Show all lines holding the string "styles".

____

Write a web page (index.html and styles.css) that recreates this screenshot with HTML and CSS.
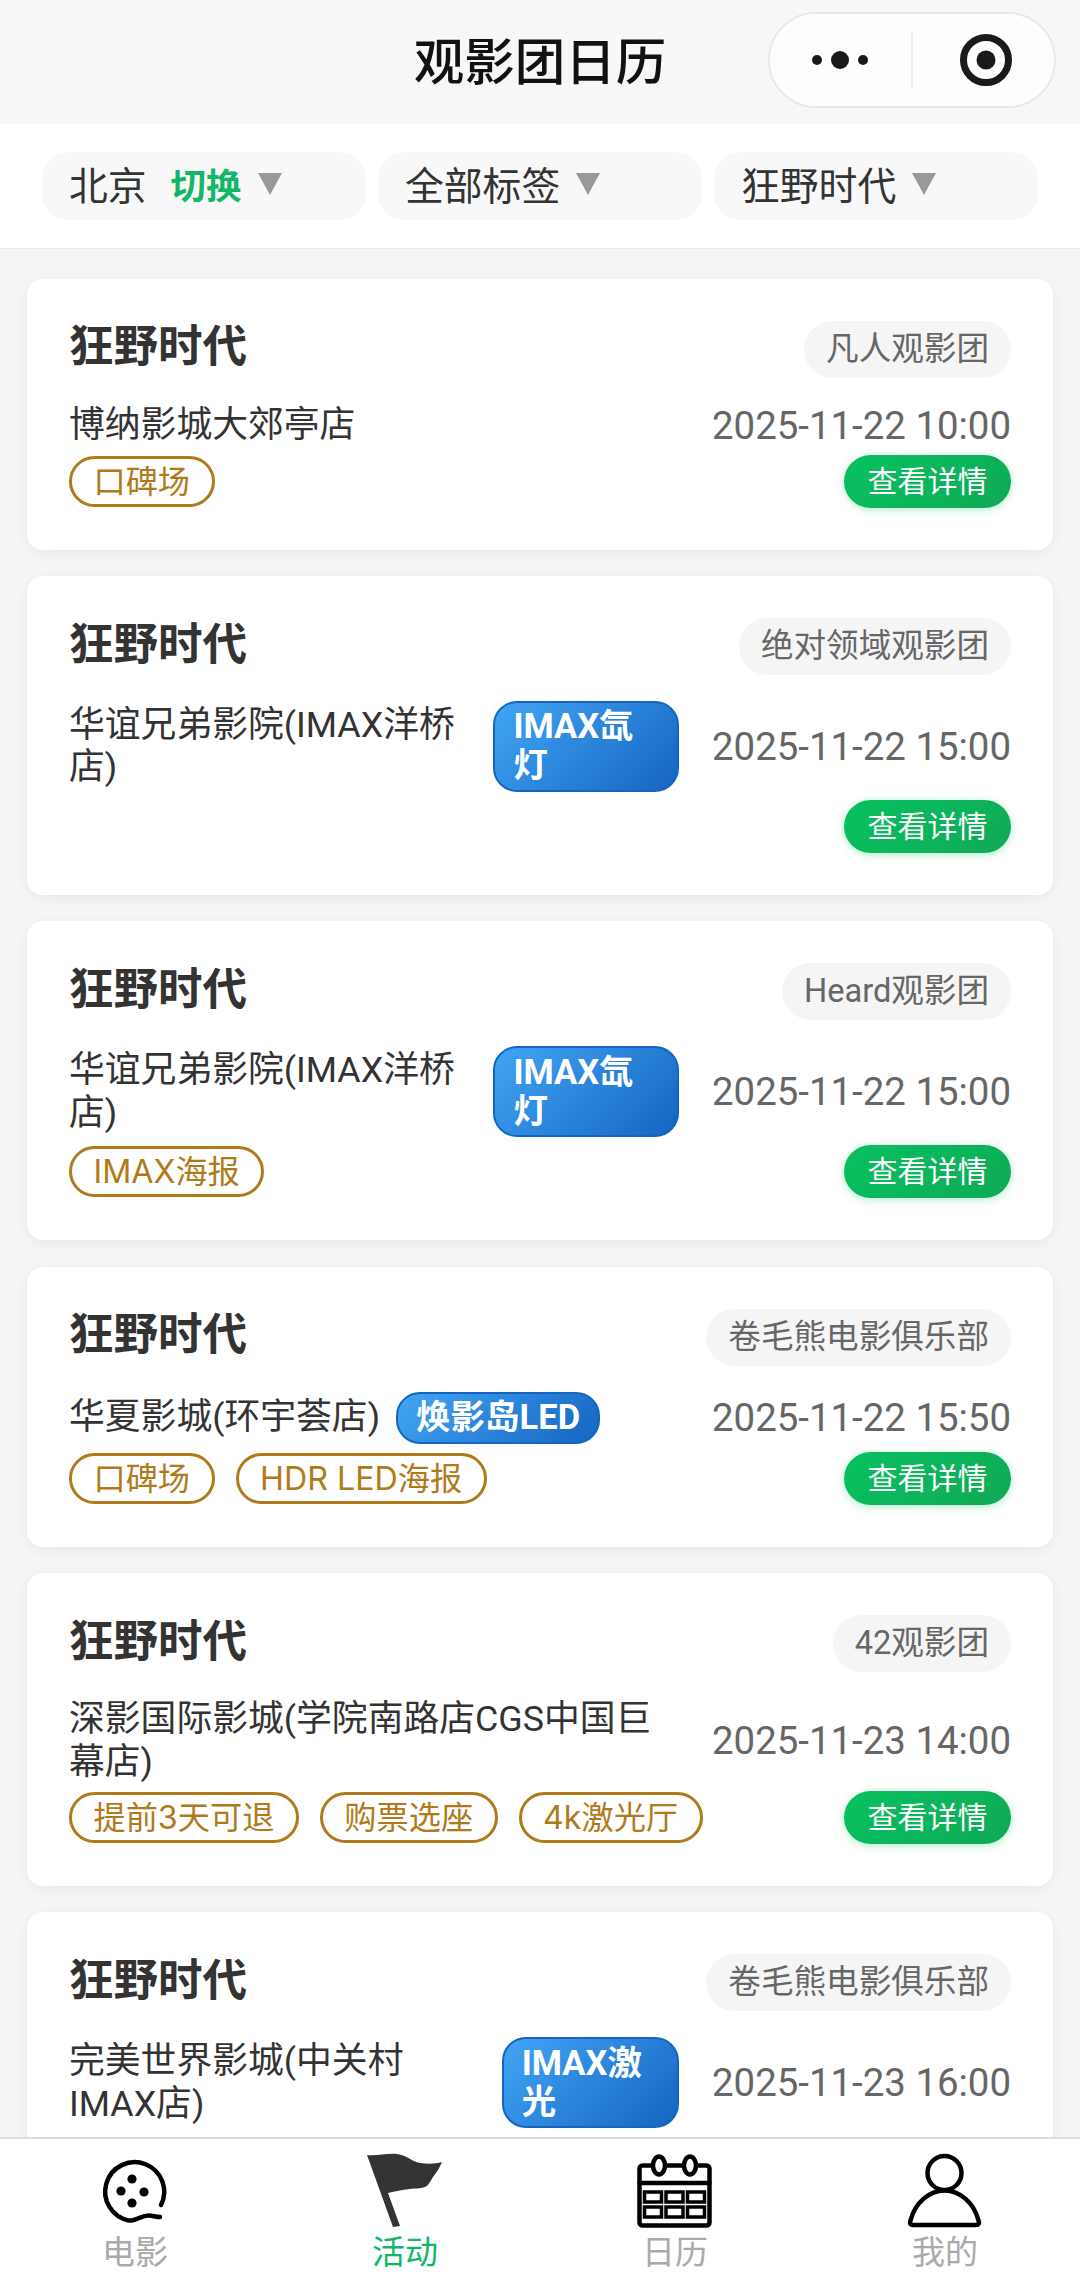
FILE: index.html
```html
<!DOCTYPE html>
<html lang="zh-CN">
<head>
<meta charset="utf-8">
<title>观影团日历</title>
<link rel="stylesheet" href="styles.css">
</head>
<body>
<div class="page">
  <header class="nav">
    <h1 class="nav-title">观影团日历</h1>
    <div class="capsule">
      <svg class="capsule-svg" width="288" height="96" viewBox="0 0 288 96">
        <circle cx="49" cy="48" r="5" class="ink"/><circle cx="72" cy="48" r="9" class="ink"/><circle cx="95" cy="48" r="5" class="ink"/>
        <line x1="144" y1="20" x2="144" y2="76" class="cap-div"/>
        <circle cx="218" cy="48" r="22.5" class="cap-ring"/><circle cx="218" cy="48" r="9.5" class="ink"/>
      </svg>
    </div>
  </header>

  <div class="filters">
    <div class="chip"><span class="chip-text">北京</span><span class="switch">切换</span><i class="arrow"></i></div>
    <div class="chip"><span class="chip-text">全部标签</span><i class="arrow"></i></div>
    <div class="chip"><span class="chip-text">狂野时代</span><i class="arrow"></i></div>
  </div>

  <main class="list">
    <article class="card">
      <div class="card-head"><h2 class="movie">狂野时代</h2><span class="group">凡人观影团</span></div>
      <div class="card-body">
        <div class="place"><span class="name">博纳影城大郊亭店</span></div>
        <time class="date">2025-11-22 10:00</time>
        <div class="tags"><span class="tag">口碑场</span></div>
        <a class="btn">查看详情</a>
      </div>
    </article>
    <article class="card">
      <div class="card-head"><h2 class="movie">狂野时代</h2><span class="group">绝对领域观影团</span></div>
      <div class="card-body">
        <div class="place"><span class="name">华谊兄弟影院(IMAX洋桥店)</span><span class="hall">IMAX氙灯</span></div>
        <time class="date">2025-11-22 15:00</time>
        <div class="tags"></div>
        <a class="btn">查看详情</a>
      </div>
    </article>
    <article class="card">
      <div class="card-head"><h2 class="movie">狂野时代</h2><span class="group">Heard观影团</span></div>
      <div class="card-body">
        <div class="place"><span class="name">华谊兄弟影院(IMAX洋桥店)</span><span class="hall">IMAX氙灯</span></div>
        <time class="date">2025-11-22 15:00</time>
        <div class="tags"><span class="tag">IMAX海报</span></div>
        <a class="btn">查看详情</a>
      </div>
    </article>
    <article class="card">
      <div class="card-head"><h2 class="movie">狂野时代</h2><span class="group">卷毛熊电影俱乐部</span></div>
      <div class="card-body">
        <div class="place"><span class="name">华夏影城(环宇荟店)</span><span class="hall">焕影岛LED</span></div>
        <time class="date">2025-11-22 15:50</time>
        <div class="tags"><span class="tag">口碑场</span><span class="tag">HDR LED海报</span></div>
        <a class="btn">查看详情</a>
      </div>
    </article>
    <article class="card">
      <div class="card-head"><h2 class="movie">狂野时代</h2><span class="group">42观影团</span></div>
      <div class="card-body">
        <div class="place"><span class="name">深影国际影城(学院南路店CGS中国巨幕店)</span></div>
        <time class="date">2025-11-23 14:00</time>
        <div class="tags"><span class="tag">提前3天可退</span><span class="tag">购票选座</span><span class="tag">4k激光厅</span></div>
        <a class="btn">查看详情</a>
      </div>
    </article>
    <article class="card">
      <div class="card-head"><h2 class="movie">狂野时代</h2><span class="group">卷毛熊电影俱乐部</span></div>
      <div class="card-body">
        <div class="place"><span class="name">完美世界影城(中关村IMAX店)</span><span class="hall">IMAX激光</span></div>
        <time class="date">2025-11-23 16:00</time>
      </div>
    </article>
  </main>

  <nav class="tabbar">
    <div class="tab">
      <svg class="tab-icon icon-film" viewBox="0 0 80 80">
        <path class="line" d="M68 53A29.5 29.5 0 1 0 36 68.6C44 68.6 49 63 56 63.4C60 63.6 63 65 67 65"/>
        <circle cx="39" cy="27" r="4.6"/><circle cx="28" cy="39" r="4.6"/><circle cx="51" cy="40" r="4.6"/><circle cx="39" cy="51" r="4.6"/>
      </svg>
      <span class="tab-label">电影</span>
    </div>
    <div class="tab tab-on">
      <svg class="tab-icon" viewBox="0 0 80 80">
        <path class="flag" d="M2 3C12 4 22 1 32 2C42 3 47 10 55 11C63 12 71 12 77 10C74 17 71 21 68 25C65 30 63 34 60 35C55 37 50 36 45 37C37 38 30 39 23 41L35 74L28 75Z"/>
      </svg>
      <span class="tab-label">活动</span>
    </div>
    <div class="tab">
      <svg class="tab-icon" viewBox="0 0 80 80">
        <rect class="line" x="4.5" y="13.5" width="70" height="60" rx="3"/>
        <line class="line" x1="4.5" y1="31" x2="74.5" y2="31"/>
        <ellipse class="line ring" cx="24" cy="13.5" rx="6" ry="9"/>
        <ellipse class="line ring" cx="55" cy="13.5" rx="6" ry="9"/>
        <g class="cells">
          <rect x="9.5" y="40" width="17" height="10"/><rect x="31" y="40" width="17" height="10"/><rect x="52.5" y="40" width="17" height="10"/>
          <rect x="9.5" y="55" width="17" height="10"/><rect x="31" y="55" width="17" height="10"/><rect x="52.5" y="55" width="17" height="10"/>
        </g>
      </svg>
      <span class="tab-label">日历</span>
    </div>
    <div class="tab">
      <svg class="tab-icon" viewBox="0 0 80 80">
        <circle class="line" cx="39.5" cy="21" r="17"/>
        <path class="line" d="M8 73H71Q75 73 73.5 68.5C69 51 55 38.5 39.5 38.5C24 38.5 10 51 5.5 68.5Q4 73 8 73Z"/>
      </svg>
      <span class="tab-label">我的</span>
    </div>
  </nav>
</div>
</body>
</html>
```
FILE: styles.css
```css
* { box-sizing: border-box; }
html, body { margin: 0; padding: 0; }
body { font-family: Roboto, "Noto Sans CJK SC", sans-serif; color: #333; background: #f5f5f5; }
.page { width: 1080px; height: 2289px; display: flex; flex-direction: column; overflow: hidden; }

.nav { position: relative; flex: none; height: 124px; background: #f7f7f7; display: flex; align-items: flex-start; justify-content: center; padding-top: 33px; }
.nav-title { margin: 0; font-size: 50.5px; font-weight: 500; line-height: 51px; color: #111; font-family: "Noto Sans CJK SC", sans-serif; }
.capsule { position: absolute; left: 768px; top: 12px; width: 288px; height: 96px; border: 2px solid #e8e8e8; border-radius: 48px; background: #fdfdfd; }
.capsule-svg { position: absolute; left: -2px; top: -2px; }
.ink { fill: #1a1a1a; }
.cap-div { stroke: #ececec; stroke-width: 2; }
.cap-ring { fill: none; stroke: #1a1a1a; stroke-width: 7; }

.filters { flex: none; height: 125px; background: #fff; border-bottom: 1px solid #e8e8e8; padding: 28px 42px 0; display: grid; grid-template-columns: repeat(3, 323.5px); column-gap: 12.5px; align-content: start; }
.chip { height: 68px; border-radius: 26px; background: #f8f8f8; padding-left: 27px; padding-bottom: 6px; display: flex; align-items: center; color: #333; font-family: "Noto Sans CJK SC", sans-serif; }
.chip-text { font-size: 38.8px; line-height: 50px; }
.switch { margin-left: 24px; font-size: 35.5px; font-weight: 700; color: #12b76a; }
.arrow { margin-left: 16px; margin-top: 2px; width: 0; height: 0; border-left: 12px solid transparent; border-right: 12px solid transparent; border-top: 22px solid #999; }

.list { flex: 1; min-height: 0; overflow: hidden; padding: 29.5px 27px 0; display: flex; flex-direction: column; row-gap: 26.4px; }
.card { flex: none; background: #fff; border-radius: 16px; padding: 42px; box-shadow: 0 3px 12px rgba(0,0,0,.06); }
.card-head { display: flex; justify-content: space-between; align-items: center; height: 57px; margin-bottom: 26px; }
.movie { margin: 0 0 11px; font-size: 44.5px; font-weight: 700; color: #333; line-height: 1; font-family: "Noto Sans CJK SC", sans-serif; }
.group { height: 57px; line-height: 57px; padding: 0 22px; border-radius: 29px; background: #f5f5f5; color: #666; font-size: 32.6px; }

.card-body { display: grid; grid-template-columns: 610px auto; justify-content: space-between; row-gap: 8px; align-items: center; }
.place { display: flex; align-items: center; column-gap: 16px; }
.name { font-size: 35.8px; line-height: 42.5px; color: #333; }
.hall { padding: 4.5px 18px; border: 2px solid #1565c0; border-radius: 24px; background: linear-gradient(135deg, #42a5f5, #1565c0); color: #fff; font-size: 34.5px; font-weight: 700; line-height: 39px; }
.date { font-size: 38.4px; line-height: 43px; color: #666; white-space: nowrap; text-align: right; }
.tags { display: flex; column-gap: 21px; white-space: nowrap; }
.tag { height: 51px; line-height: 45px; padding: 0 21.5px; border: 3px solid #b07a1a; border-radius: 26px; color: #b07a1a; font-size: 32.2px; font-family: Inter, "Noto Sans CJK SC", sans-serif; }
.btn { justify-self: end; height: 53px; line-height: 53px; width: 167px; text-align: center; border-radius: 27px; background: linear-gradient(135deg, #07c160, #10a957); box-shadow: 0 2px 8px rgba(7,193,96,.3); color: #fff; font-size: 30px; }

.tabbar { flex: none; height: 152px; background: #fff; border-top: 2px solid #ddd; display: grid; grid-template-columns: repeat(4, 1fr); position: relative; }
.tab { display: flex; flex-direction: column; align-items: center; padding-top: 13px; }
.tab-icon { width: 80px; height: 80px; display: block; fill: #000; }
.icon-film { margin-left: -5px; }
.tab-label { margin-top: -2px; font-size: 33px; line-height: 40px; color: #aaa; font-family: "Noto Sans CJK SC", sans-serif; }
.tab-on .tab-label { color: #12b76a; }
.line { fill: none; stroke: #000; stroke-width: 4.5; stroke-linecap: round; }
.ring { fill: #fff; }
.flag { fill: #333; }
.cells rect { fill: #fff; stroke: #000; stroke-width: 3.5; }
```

____

Written solution »
Write a web page (index.html and styles.css) that recreates this screenshot with HTML and CSS.
<link rel="stylesheet" href="styles.css">
FILE: styles.css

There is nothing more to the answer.